The feeling man’s president
A psychologist analyses Bush’s gut appeal.
The war in Iraq may once have been aimed at winning over the ‘hearts and minds’ of the Iraqi people. But when it comes to winning the votes of the American people, President George W Bush seems to have set his sights much lower. A trust-my-gut conservative himself, Bush once declared: ‘I don’t spend a lot of time taking polls to tell me what I think is the right way to act; I just got to know how I feel.’
This focus on the gut may turn out to be the deciding factor in the upcoming presidential election. While Democrat John Kerry conveys big-city intellect, Bush radiates down-home confidence. Kerry’s dress is the executive’s white shirt and tie, with the sleeves only occasionally rolled up to portray a ready-for-work attitude, but it’s Bush whose favourite outfit is the blue denim shirt of the common man. Kerry, despite serious efforts during the campaign to appear folksy, still tends to lecture the faithful in long, convoluted sentences peppered with commas and semi-colons, while Bush talks to his followers in his own naturally relaxed manner, using simple, crisp sentences that rarely require even a period.
Some argue that this discrepancy in style is evidence of a difference in intelligence, and well it may be. But the question that needs to be asked is: what kind of intelligence?

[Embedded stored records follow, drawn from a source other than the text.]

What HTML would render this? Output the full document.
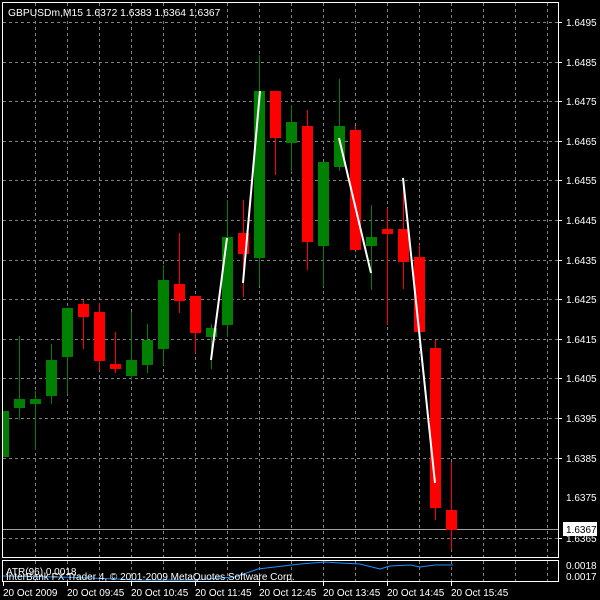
<!DOCTYPE html>
<html><head><style>
html,body{margin:0;padding:0;background:#000;}
svg{display:block}
text{font-family:"Liberation Sans",sans-serif;font-size:10px;fill:#fff}
</style></head><body>
<svg width="600" height="600" xmlns="http://www.w3.org/2000/svg" shape-rendering="crispEdges">
<rect width="600" height="600" fill="#000"/>
<g stroke="#808080" stroke-dasharray="3,3" stroke-width="1">
<line x1="3" x2="558" y1="22.5" y2="22.5"/><line x1="3" x2="558" y1="62.5" y2="62.5"/><line x1="3" x2="558" y1="101.5" y2="101.5"/><line x1="3" x2="558" y1="141.5" y2="141.5"/><line x1="3" x2="558" y1="180.5" y2="180.5"/><line x1="3" x2="558" y1="220.5" y2="220.5"/><line x1="3" x2="558" y1="260.5" y2="260.5"/><line x1="3" x2="558" y1="299.5" y2="299.5"/><line x1="3" x2="558" y1="339.5" y2="339.5"/><line x1="3" x2="558" y1="378.5" y2="378.5"/><line x1="3" x2="558" y1="418.5" y2="418.5"/><line x1="3" x2="558" y1="458.5" y2="458.5"/><line x1="3" x2="558" y1="538.5" y2="538.5"/>
<line y1="3" y2="557" x1="35.5" x2="35.5"/><line y1="3" y2="557" x1="67.5" x2="67.5"/><line y1="3" y2="557" x1="99.5" x2="99.5"/><line y1="3" y2="557" x1="131.5" x2="131.5"/><line y1="3" y2="557" x1="163.5" x2="163.5"/><line y1="3" y2="557" x1="195.5" x2="195.5"/><line y1="3" y2="557" x1="227.5" x2="227.5"/><line y1="3" y2="557" x1="259.5" x2="259.5"/><line y1="3" y2="557" x1="291.5" x2="291.5"/><line y1="3" y2="557" x1="323.5" x2="323.5"/><line y1="3" y2="557" x1="355.5" x2="355.5"/><line y1="3" y2="557" x1="387.5" x2="387.5"/><line y1="3" y2="557" x1="419.5" x2="419.5"/><line y1="3" y2="557" x1="451.5" x2="451.5"/><line y1="3" y2="557" x1="483.5" x2="483.5"/><line y1="3" y2="557" x1="515.5" x2="515.5"/><line y1="3" y2="557" x1="547.5" x2="547.5"/>
<line y1="561" y2="581" x1="35.5" x2="35.5"/><line y1="561" y2="581" x1="67.5" x2="67.5"/><line y1="561" y2="581" x1="99.5" x2="99.5"/><line y1="561" y2="581" x1="131.5" x2="131.5"/><line y1="561" y2="581" x1="163.5" x2="163.5"/><line y1="561" y2="581" x1="195.5" x2="195.5"/><line y1="561" y2="581" x1="227.5" x2="227.5"/><line y1="561" y2="581" x1="259.5" x2="259.5"/><line y1="561" y2="581" x1="291.5" x2="291.5"/><line y1="561" y2="581" x1="323.5" x2="323.5"/><line y1="561" y2="581" x1="355.5" x2="355.5"/><line y1="561" y2="581" x1="387.5" x2="387.5"/><line y1="561" y2="581" x1="419.5" x2="419.5"/><line y1="561" y2="581" x1="451.5" x2="451.5"/><line y1="561" y2="581" x1="483.5" x2="483.5"/><line y1="561" y2="581" x1="515.5" x2="515.5"/><line y1="561" y2="581" x1="547.5" x2="547.5"/>
</g>
<line x1="3" x2="558" y1="529.5" y2="529.5" stroke="#a0a0a0"/>
<g stroke-width="1">
<g stroke="#008000">
<line x1="19.5" x2="19.5" y1="336" y2="420"/><line x1="35.5" x2="35.5" y1="391" y2="450"/><line x1="51.5" x2="51.5" y1="344" y2="404"/><line x1="67.5" x2="67.5" y1="308" y2="394"/><line x1="131.5" x2="131.5" y1="312" y2="380"/><line x1="147.5" x2="147.5" y1="324" y2="373"/><line x1="163.5" x2="163.5" y1="265" y2="365"/><line x1="211.5" x2="211.5" y1="324" y2="369"/><line x1="227.5" x2="227.5" y1="200" y2="337"/><line x1="259.5" x2="259.5" y1="55" y2="286"/><line x1="291.5" x2="291.5" y1="105" y2="172"/><line x1="323.5" x2="323.5" y1="162" y2="287"/><line x1="339.5" x2="339.5" y1="79" y2="171"/><line x1="371.5" x2="371.5" y1="205" y2="290"/>
</g>
<g stroke="#ff0000">
<line x1="83.5" x2="83.5" y1="300" y2="349"/><line x1="99.5" x2="99.5" y1="303" y2="370"/><line x1="115.5" x2="115.5" y1="332" y2="373"/><line x1="179.5" x2="179.5" y1="233" y2="313"/><line x1="195.5" x2="195.5" y1="296" y2="353"/><line x1="243.5" x2="243.5" y1="200" y2="297"/><line x1="275.5" x2="275.5" y1="95" y2="175"/><line x1="307.5" x2="307.5" y1="110" y2="270"/><line x1="355.5" x2="355.5" y1="126" y2="250"/><line x1="387.5" x2="387.5" y1="208" y2="325"/><line x1="403.5" x2="403.5" y1="178" y2="289"/><line x1="419.5" x2="419.5" y1="245" y2="340"/><line x1="435.5" x2="435.5" y1="340" y2="520"/><line x1="451.5" x2="451.5" y1="462" y2="550"/>
</g></g>
<g fill="#008000">
<rect x="2" y="411" width="7" height="46"/><rect x="14" y="399" width="11" height="9"/><rect x="30" y="399" width="11" height="5"/><rect x="46" y="360" width="11" height="36"/><rect x="62" y="308" width="11" height="49"/><rect x="126" y="360" width="11" height="16"/><rect x="142" y="340" width="11" height="25"/><rect x="158" y="280" width="11" height="69"/><rect x="206" y="328" width="11" height="9"/><rect x="222" y="237" width="11" height="88"/><rect x="254" y="91" width="11" height="167"/><rect x="286" y="122" width="11" height="21"/><rect x="318" y="162" width="11" height="84"/><rect x="334" y="126" width="11" height="41"/><rect x="366" y="237" width="11" height="9"/>
</g>
<g fill="#ff0000">
<rect x="78" y="304" width="11" height="13"/><rect x="94" y="312" width="11" height="49"/><rect x="110" y="364" width="11" height="5"/><rect x="174" y="284" width="11" height="17"/><rect x="190" y="296" width="11" height="37"/><rect x="238" y="233" width="11" height="21"/><rect x="270" y="91" width="11" height="47"/><rect x="302" y="126" width="11" height="116"/><rect x="350" y="130" width="11" height="120"/><rect x="382" y="229" width="11" height="5"/><rect x="398" y="229" width="11" height="33"/><rect x="414" y="257" width="11" height="75"/><rect x="430" y="348" width="11" height="160"/><rect x="446" y="510" width="11" height="20"/>
</g>
<g stroke="#fff" stroke-width="2" shape-rendering="auto">
<line x1="211" y1="360" x2="227" y2="238"/><line x1="243" y1="283" x2="260" y2="91"/><line x1="339" y1="138" x2="371" y2="273"/><line x1="403" y1="178" x2="435" y2="483"/>
</g>
<g fill="none" stroke="#fff">
<rect x="2.5" y="2.5" width="556" height="555"/><rect x="2.5" y="560.5" width="556" height="21"/>
</g>
<polyline fill="none" stroke="#1e90ff" stroke-width="1" shape-rendering="auto" points="3,576 60,577 90,578 140,580 195,580 220,578 235,577 258,569 300,564 325,562 340,563 360,564 372,567 380,569 390,566 410,565 420,567 435,565 453,565"/>
<text x="8" y="16" style="font-size:10.3px">GBPUSDm,M15  1.6372 1.6383 1.6364 1.6367</text>
<text x="6" y="575">ATR(96) 0.0018</text>
<text x="6" y="580">InterBank FX Trader 4, © 2001-2009 MetaQuotes Software Corp.</text>
<g stroke="#fff"><line x1="558" x2="562" y1="22.5" y2="22.5"/><line x1="558" x2="562" y1="62.5" y2="62.5"/><line x1="558" x2="562" y1="101.5" y2="101.5"/><line x1="558" x2="562" y1="141.5" y2="141.5"/><line x1="558" x2="562" y1="180.5" y2="180.5"/><line x1="558" x2="562" y1="220.5" y2="220.5"/><line x1="558" x2="562" y1="260.5" y2="260.5"/><line x1="558" x2="562" y1="299.5" y2="299.5"/><line x1="558" x2="562" y1="339.5" y2="339.5"/><line x1="558" x2="562" y1="378.5" y2="378.5"/><line x1="558" x2="562" y1="418.5" y2="418.5"/><line x1="558" x2="562" y1="458.5" y2="458.5"/><line x1="558" x2="562" y1="538.5" y2="538.5"/></g>
<g>
<text x="566" y="26">1.6495</text><text x="566" y="66">1.6485</text><text x="566" y="105">1.6475</text><text x="566" y="145">1.6465</text><text x="566" y="184">1.6455</text><text x="566" y="224">1.6445</text><text x="566" y="264">1.6435</text><text x="566" y="303">1.6425</text><text x="566" y="343">1.6415</text><text x="566" y="382">1.6405</text><text x="566" y="422">1.6395</text><text x="566" y="462">1.6385</text><text x="566" y="501">1.6375</text><text x="566" y="542">1.6365</text>
<text x="566" y="569">0.0018</text><text x="566" y="580">0.0017</text>
</g>
<rect x="563" y="522" width="34" height="14" fill="#fff"/>
<text x="566" y="533" style="fill:#000">1.6367</text>
<g stroke="#fff"><line x1="3.5" x2="3.5" y1="582" y2="586"/><line x1="67.5" x2="67.5" y1="582" y2="586"/><line x1="131.5" x2="131.5" y1="582" y2="586"/><line x1="195.5" x2="195.5" y1="582" y2="586"/><line x1="259.5" x2="259.5" y1="582" y2="586"/><line x1="323.5" x2="323.5" y1="582" y2="586"/><line x1="387.5" x2="387.5" y1="582" y2="586"/><line x1="451.5" x2="451.5" y1="582" y2="586"/></g>
<text x="3" y="596">20 Oct 2009</text><text x="67" y="596">20 Oct 09:45</text><text x="131" y="596">20 Oct 10:45</text><text x="195" y="596">20 Oct 11:45</text><text x="259" y="596">20 Oct 12:45</text><text x="323" y="596">20 Oct 13:45</text><text x="387" y="596">20 Oct 14:45</text><text x="451" y="596">20 Oct 15:45</text>
</svg>
</body></html>
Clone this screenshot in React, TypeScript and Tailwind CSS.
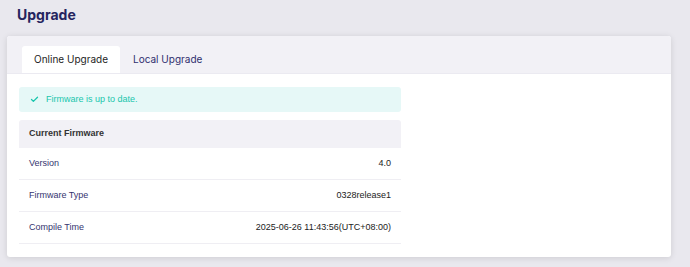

Almost a decade ago, an American science journalist, Daniel Goleman, borrowed and popularised the term ‘Emotional Intelligence’. Claiming to ‘redefine what it means to be smart’, he promised to reveal why emotional intelligence ‘can matter more than IQ’. Tapping into a deep vein of distrust of all things intellectual, emotional intelligence (EQ) became an overnight success. Believing that ‘nice matters most’, businesses began training executives to be empathic and caring, and schools began emphasising emotional skills at the expense of academic achievement. Very quickly, it seems, the world of warm feelings rose to trump the realm of cold facts.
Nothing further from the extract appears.